_WHAT IS EXPECTED_.
Your task is to extract every entry that follows word for word while excluding the pictures.

_RECORD SET_.
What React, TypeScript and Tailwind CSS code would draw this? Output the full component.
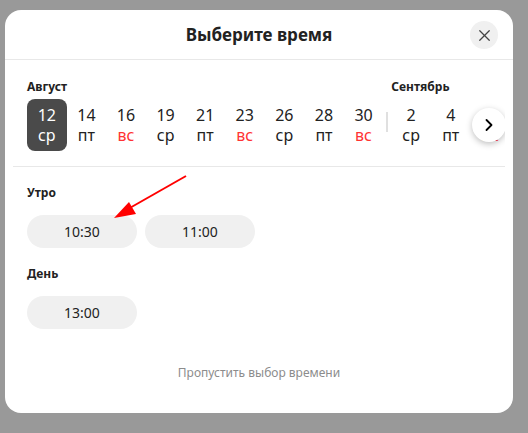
import { X, ChevronRight } from "lucide-react";

const august = [
  { d: "12", w: "ср", sel: true },
  { d: "14", w: "пт" },
  { d: "16", w: "вс", red: true },
  { d: "19", w: "ср" },
  { d: "21", w: "пт" },
  { d: "23", w: "вс", red: true },
  { d: "26", w: "ср" },
  { d: "28", w: "пт" },
  { d: "30", w: "вс", red: true },
];

const september = [
  { d: "2", w: "ср" },
  { d: "4", w: "пт" },
  { d: "6", w: "вс", red: true },
];

type Day = { d: string; w: string; sel?: boolean; red?: boolean };

const DayCell = ({ day }: { day: Day }) => (
  <div
    className={`w-[39.6px] h-[52px] shrink-0 flex flex-col items-center justify-center rounded-[8px] leading-[20px] text-[16px] ${
      day.sel ? "bg-[#4a4a4a] text-white" : "text-[#222]"
    }`}
  >
    <span>{day.d}</span>
    <span className={day.red && !day.sel ? "text-[#ff3333]" : ""}>{day.w}</span>
  </div>
);

const Slot = ({ time }: { time: string }) => (
  <button className="w-[110px] h-[33px] rounded-full bg-[#f0f0f0] text-[14px] text-[#222] flex items-center justify-center">
    {time}
  </button>
);

export default function App() {
  return (
    <div
      className="relative w-[528px] h-[433px] bg-[#999999] pt-[10px] pl-[5px] overflow-hidden"
      style={{ fontFamily: '"Noto Sans", Arial, sans-serif' }}
    >
      <div className="w-[508px] h-[403px] bg-white rounded-[16px] flex flex-col overflow-hidden">
        {/* header */}
        <div className="relative h-[50px] shrink-0 border-b border-[#e8e8e8] flex items-center justify-center">
          <h2 className="text-[17px] font-bold text-[#222]">Выберите время</h2>
          <button className="absolute right-[15px] top-[11px] w-[28px] h-[28px] rounded-full bg-[#f0f0f0] flex items-center justify-center text-[#444]">
            <X size={19} strokeWidth={1.6} />
          </button>
        </div>

        {/* dates */}
        <div className="relative mx-[8px] border-b border-[#e8e8e8] pt-[19px] pb-[15px] pl-[14px] overflow-hidden">
          <div className="flex">
            <div className="flex flex-col shrink-0">
              <div className="h-[16px] mb-[4px] text-[12px] font-bold leading-[16px] text-[#222]">Август</div>
              <div className="flex">
                {august.map((d) => (
                  <DayCell key={d.d} day={d} />
                ))}
              </div>
            </div>
            <div className="w-[8px] shrink-0 flex items-end pb-[19px] justify-center">
              <div className="w-[2px] h-[20px] bg-[#e0e0e0]" />
            </div>
            <div className="flex flex-col shrink-0">
              <div className="h-[16px] mb-[4px] text-[12px] font-bold leading-[16px] text-[#222]">Сентябрь</div>
              <div className="flex">
                {september.map((d) => (
                  <DayCell key={d.d} day={d} />
                ))}
              </div>
            </div>
          </div>
          <button className="absolute right-[-1px] top-[48px] w-[34px] h-[34px] rounded-full bg-white shadow-[0_2px_6px_rgba(0,0,0,0.25)] flex items-center justify-center text-black">
            <ChevronRight size={20} strokeWidth={2.2} />
          </button>
        </div>

        {/* times */}
        <div className="px-[22px] pt-[18px] flex flex-col">
          <div className="h-[16px] text-[12px] font-bold leading-[16px] text-[#222]">Утро</div>
          <div className="flex gap-[8px] mt-[14px]">
            <Slot time="10:30" />
            <Slot time="11:00" />
          </div>
          <div className="h-[16px] mt-[18px] text-[12px] font-bold leading-[16px] text-[#222]">День</div>
          <div className="flex gap-[8px] mt-[14px]">
            <Slot time="13:00" />
          </div>
        </div>

        <div className="mt-[36px] text-center text-[12px] leading-[16px] text-[#8c8c8c]">
          Пропустить выбор времени
        </div>
      </div>

      {/* red annotation arrow */}
      <svg className="absolute left-0 top-0 pointer-events-none" width="528" height="433">
        <line x1="186" y1="176" x2="128" y2="209" stroke="#ff0000" strokeWidth="2" />
        <polygon points="114,218 129,202 136,214" fill="#ff0000" />
      </svg>
    </div>
  );
}
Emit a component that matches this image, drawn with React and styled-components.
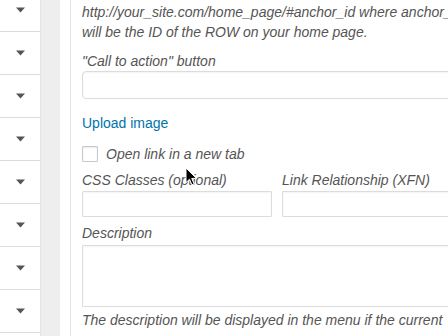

_TASK SOLUTION_.
What React, TypeScript and Tailwind CSS code would draw this? Output the full component.
import { X, ChevronRight } from "lucide-react";

const august = [
  { d: "12", w: "ср", sel: true },
  { d: "14", w: "пт" },
  { d: "16", w: "вс", red: true },
  { d: "19", w: "ср" },
  { d: "21", w: "пт" },
  { d: "23", w: "вс", red: true },
  { d: "26", w: "ср" },
  { d: "28", w: "пт" },
  { d: "30", w: "вс", red: true },
];

const september = [
  { d: "2", w: "ср" },
  { d: "4", w: "пт" },
  { d: "6", w: "вс", red: true },
];

type Day = { d: string; w: string; sel?: boolean; red?: boolean };

const DayCell = ({ day }: { day: Day }) => (
  <div
    className={`w-[39.6px] h-[52px] shrink-0 flex flex-col items-center justify-center rounded-[8px] leading-[20px] text-[16px] ${
      day.sel ? "bg-[#4a4a4a] text-white" : "text-[#222]"
    }`}
  >
    <span>{day.d}</span>
    <span className={day.red && !day.sel ? "text-[#ff3333]" : ""}>{day.w}</span>
  </div>
);

const Slot = ({ time }: { time: string }) => (
  <button className="w-[110px] h-[33px] rounded-full bg-[#f0f0f0] text-[14px] text-[#222] flex items-center justify-center">
    {time}
  </button>
);

export default function App() {
  return (
    <div
      className="relative w-[528px] h-[433px] bg-[#999999] pt-[10px] pl-[5px] overflow-hidden"
      style={{ fontFamily: '"Noto Sans", Arial, sans-serif' }}
    >
      <div className="w-[508px] h-[403px] bg-white rounded-[16px] flex flex-col overflow-hidden">
        {/* header */}
        <div className="relative h-[50px] shrink-0 border-b border-[#e8e8e8] flex items-center justify-center">
          <h2 className="text-[17px] font-bold text-[#222]">Выберите время</h2>
          <button className="absolute right-[15px] top-[11px] w-[28px] h-[28px] rounded-full bg-[#f0f0f0] flex items-center justify-center text-[#444]">
            <X size={19} strokeWidth={1.6} />
          </button>
        </div>

        {/* dates */}
        <div className="relative mx-[8px] border-b border-[#e8e8e8] pt-[19px] pb-[15px] pl-[14px] overflow-hidden">
          <div className="flex">
            <div className="flex flex-col shrink-0">
              <div className="h-[16px] mb-[4px] text-[12px] font-bold leading-[16px] text-[#222]">Август</div>
              <div className="flex">
                {august.map((d) => (
                  <DayCell key={d.d} day={d} />
                ))}
              </div>
            </div>
            <div className="w-[8px] shrink-0 flex items-end pb-[19px] justify-center">
              <div className="w-[2px] h-[20px] bg-[#e0e0e0]" />
            </div>
            <div className="flex flex-col shrink-0">
              <div className="h-[16px] mb-[4px] text-[12px] font-bold leading-[16px] text-[#222]">Сентябрь</div>
              <div className="flex">
                {september.map((d) => (
                  <DayCell key={d.d} day={d} />
                ))}
              </div>
            </div>
          </div>
          <button className="absolute right-[-1px] top-[48px] w-[34px] h-[34px] rounded-full bg-white shadow-[0_2px_6px_rgba(0,0,0,0.25)] flex items-center justify-center text-black">
            <ChevronRight size={20} strokeWidth={2.2} />
          </button>
        </div>

        {/* times */}
        <div className="px-[22px] pt-[18px] flex flex-col">
          <div className="h-[16px] text-[12px] font-bold leading-[16px] text-[#222]">Утро</div>
          <div className="flex gap-[8px] mt-[14px]">
            <Slot time="10:30" />
            <Slot time="11:00" />
          </div>
          <div className="h-[16px] mt-[18px] text-[12px] font-bold leading-[16px] text-[#222]">День</div>
          <div className="flex gap-[8px] mt-[14px]">
            <Slot time="13:00" />
          </div>
        </div>

        <div className="mt-[36px] text-center text-[12px] leading-[16px] text-[#8c8c8c]">
          Пропустить выбор времени
        </div>
      </div>

      {/* red annotation arrow */}
      <svg className="absolute left-0 top-0 pointer-events-none" width="528" height="433">
        <line x1="186" y1="176" x2="128" y2="209" stroke="#ff0000" strokeWidth="2" />
        <polygon points="114,218 129,202 136,214" fill="#ff0000" />
      </svg>
    </div>
  );
}
Emit a component that matches this image, drawn with React and styled-components.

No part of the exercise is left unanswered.